Data extracted from a collection:
◆ ◆ ◆ ◆ ◆ ◆ ◆
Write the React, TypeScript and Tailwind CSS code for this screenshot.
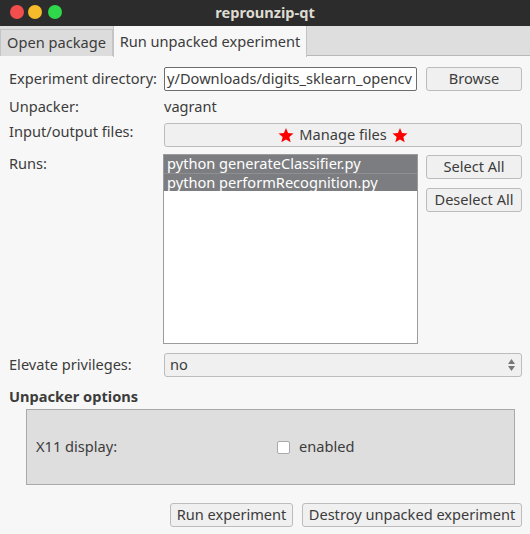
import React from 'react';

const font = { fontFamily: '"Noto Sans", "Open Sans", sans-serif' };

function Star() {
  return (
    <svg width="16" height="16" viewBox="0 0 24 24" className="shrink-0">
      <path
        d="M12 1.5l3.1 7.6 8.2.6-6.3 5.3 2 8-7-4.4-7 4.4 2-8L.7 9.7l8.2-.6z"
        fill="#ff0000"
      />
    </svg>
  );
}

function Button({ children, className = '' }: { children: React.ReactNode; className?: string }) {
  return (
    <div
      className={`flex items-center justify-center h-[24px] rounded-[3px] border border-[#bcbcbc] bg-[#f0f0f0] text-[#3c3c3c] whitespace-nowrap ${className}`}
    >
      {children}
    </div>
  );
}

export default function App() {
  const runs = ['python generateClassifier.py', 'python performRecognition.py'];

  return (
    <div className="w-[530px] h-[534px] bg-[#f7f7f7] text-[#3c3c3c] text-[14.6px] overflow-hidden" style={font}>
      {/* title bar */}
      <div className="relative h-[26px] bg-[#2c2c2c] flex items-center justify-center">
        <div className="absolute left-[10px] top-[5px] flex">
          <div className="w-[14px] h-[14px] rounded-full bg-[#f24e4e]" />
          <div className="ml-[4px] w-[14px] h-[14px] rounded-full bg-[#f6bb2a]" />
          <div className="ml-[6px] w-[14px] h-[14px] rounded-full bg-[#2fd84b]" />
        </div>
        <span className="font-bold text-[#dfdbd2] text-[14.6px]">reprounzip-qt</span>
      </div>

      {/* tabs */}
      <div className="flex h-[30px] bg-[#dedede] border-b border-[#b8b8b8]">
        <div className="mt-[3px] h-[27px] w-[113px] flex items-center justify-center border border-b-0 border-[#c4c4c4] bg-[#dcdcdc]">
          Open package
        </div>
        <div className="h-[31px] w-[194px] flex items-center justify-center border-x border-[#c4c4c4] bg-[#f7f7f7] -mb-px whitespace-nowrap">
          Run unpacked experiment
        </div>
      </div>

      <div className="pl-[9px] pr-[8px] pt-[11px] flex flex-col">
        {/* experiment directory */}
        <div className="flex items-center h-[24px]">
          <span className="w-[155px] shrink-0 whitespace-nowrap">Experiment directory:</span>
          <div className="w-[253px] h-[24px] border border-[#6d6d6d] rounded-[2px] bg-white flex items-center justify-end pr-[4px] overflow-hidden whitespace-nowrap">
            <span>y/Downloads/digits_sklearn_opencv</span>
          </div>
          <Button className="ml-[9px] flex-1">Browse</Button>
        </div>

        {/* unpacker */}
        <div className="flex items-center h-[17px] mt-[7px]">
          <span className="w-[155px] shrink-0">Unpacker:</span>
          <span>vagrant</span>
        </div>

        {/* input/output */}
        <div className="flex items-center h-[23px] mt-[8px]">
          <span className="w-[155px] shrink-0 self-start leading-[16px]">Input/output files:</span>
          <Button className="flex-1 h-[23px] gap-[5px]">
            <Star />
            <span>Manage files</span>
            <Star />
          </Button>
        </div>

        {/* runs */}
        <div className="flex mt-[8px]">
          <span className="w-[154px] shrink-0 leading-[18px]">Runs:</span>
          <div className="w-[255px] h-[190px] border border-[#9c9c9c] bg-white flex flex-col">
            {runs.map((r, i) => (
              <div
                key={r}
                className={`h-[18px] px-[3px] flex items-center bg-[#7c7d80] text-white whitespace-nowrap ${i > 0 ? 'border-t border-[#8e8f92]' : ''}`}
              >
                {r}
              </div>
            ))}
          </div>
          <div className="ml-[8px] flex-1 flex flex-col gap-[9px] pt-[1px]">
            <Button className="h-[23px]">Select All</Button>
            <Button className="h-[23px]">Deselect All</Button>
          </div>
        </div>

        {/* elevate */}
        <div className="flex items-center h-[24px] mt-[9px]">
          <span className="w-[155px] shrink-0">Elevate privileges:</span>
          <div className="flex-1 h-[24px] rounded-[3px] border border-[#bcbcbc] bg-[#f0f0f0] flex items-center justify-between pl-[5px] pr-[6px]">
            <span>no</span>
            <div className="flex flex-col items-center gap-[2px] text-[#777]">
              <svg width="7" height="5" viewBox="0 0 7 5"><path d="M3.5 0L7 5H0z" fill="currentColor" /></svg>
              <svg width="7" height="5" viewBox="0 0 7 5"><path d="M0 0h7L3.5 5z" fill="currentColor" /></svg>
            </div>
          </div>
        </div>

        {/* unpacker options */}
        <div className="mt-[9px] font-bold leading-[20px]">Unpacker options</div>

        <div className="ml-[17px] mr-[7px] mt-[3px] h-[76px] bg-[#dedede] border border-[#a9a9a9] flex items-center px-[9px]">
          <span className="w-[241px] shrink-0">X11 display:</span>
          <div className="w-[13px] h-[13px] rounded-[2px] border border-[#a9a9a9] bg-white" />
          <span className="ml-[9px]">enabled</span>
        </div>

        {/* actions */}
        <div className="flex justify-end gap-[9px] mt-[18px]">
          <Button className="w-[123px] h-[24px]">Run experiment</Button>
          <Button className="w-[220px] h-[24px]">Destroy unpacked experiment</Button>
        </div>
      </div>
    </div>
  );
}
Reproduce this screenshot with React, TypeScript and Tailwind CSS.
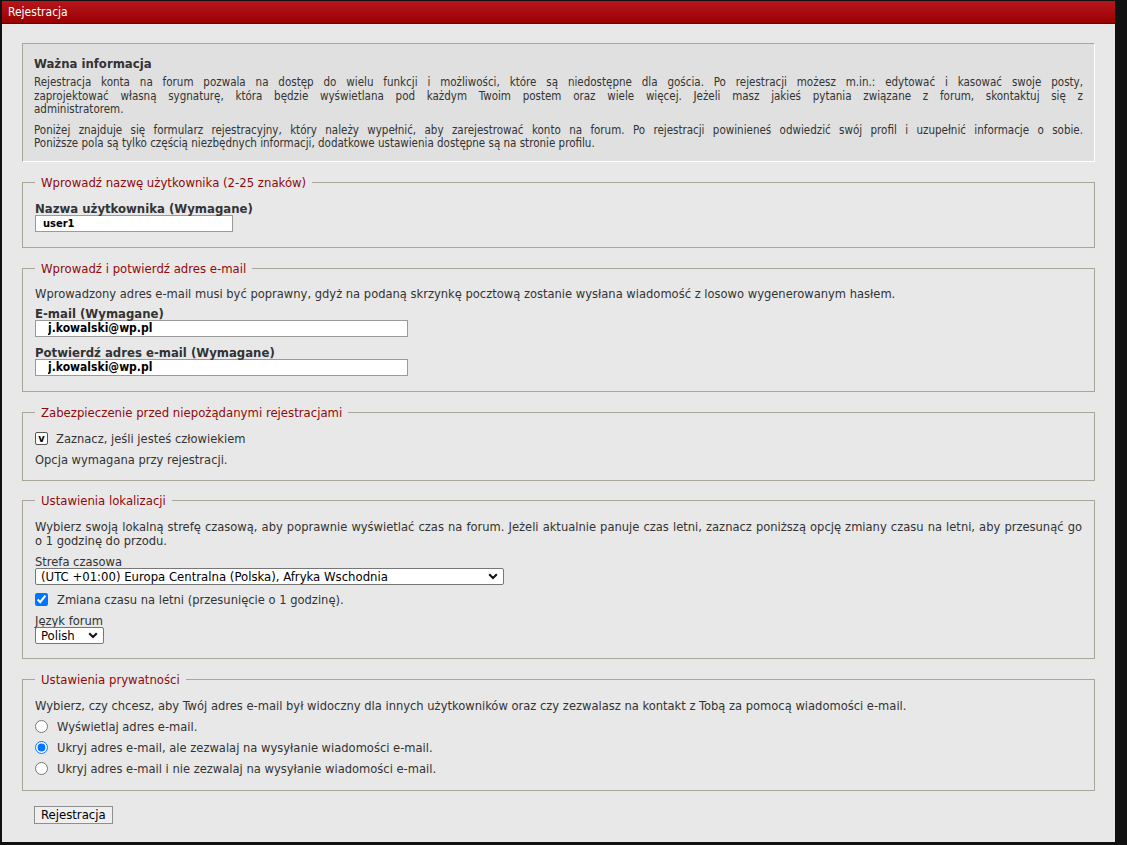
◆ ◆ ◆ ◆ ◆ ◆ ◆
TASK OBJECTIVE
Set down every record once more, word for word, without pictures.

FULL ANSWER
Write the React, TypeScript and Tailwind CSS code for this screenshot.
import React from 'react';

const font = { fontFamily: '"Noto Sans", "Open Sans", sans-serif' };

function Star() {
  return (
    <svg width="16" height="16" viewBox="0 0 24 24" className="shrink-0">
      <path
        d="M12 1.5l3.1 7.6 8.2.6-6.3 5.3 2 8-7-4.4-7 4.4 2-8L.7 9.7l8.2-.6z"
        fill="#ff0000"
      />
    </svg>
  );
}

function Button({ children, className = '' }: { children: React.ReactNode; className?: string }) {
  return (
    <div
      className={`flex items-center justify-center h-[24px] rounded-[3px] border border-[#bcbcbc] bg-[#f0f0f0] text-[#3c3c3c] whitespace-nowrap ${className}`}
    >
      {children}
    </div>
  );
}

export default function App() {
  const runs = ['python generateClassifier.py', 'python performRecognition.py'];

  return (
    <div className="w-[530px] h-[534px] bg-[#f7f7f7] text-[#3c3c3c] text-[14.6px] overflow-hidden" style={font}>
      {/* title bar */}
      <div className="relative h-[26px] bg-[#2c2c2c] flex items-center justify-center">
        <div className="absolute left-[10px] top-[5px] flex">
          <div className="w-[14px] h-[14px] rounded-full bg-[#f24e4e]" />
          <div className="ml-[4px] w-[14px] h-[14px] rounded-full bg-[#f6bb2a]" />
          <div className="ml-[6px] w-[14px] h-[14px] rounded-full bg-[#2fd84b]" />
        </div>
        <span className="font-bold text-[#dfdbd2] text-[14.6px]">reprounzip-qt</span>
      </div>

      {/* tabs */}
      <div className="flex h-[30px] bg-[#dedede] border-b border-[#b8b8b8]">
        <div className="mt-[3px] h-[27px] w-[113px] flex items-center justify-center border border-b-0 border-[#c4c4c4] bg-[#dcdcdc]">
          Open package
        </div>
        <div className="h-[31px] w-[194px] flex items-center justify-center border-x border-[#c4c4c4] bg-[#f7f7f7] -mb-px whitespace-nowrap">
          Run unpacked experiment
        </div>
      </div>

      <div className="pl-[9px] pr-[8px] pt-[11px] flex flex-col">
        {/* experiment directory */}
        <div className="flex items-center h-[24px]">
          <span className="w-[155px] shrink-0 whitespace-nowrap">Experiment directory:</span>
          <div className="w-[253px] h-[24px] border border-[#6d6d6d] rounded-[2px] bg-white flex items-center justify-end pr-[4px] overflow-hidden whitespace-nowrap">
            <span>y/Downloads/digits_sklearn_opencv</span>
          </div>
          <Button className="ml-[9px] flex-1">Browse</Button>
        </div>

        {/* unpacker */}
        <div className="flex items-center h-[17px] mt-[7px]">
          <span className="w-[155px] shrink-0">Unpacker:</span>
          <span>vagrant</span>
        </div>

        {/* input/output */}
        <div className="flex items-center h-[23px] mt-[8px]">
          <span className="w-[155px] shrink-0 self-start leading-[16px]">Input/output files:</span>
          <Button className="flex-1 h-[23px] gap-[5px]">
            <Star />
            <span>Manage files</span>
            <Star />
          </Button>
        </div>

        {/* runs */}
        <div className="flex mt-[8px]">
          <span className="w-[154px] shrink-0 leading-[18px]">Runs:</span>
          <div className="w-[255px] h-[190px] border border-[#9c9c9c] bg-white flex flex-col">
            {runs.map((r, i) => (
              <div
                key={r}
                className={`h-[18px] px-[3px] flex items-center bg-[#7c7d80] text-white whitespace-nowrap ${i > 0 ? 'border-t border-[#8e8f92]' : ''}`}
              >
                {r}
              </div>
            ))}
          </div>
          <div className="ml-[8px] flex-1 flex flex-col gap-[9px] pt-[1px]">
            <Button className="h-[23px]">Select All</Button>
            <Button className="h-[23px]">Deselect All</Button>
          </div>
        </div>

        {/* elevate */}
        <div className="flex items-center h-[24px] mt-[9px]">
          <span className="w-[155px] shrink-0">Elevate privileges:</span>
          <div className="flex-1 h-[24px] rounded-[3px] border border-[#bcbcbc] bg-[#f0f0f0] flex items-center justify-between pl-[5px] pr-[6px]">
            <span>no</span>
            <div className="flex flex-col items-center gap-[2px] text-[#777]">
              <svg width="7" height="5" viewBox="0 0 7 5"><path d="M3.5 0L7 5H0z" fill="currentColor" /></svg>
              <svg width="7" height="5" viewBox="0 0 7 5"><path d="M0 0h7L3.5 5z" fill="currentColor" /></svg>
            </div>
          </div>
        </div>

        {/* unpacker options */}
        <div className="mt-[9px] font-bold leading-[20px]">Unpacker options</div>

        <div className="ml-[17px] mr-[7px] mt-[3px] h-[76px] bg-[#dedede] border border-[#a9a9a9] flex items-center px-[9px]">
          <span className="w-[241px] shrink-0">X11 display:</span>
          <div className="w-[13px] h-[13px] rounded-[2px] border border-[#a9a9a9] bg-white" />
          <span className="ml-[9px]">enabled</span>
        </div>

        {/* actions */}
        <div className="flex justify-end gap-[9px] mt-[18px]">
          <Button className="w-[123px] h-[24px]">Run experiment</Button>
          <Button className="w-[220px] h-[24px]">Destroy unpacked experiment</Button>
        </div>
      </div>
    </div>
  );
}
Reproduce this screenshot with React, TypeScript and Tailwind CSS.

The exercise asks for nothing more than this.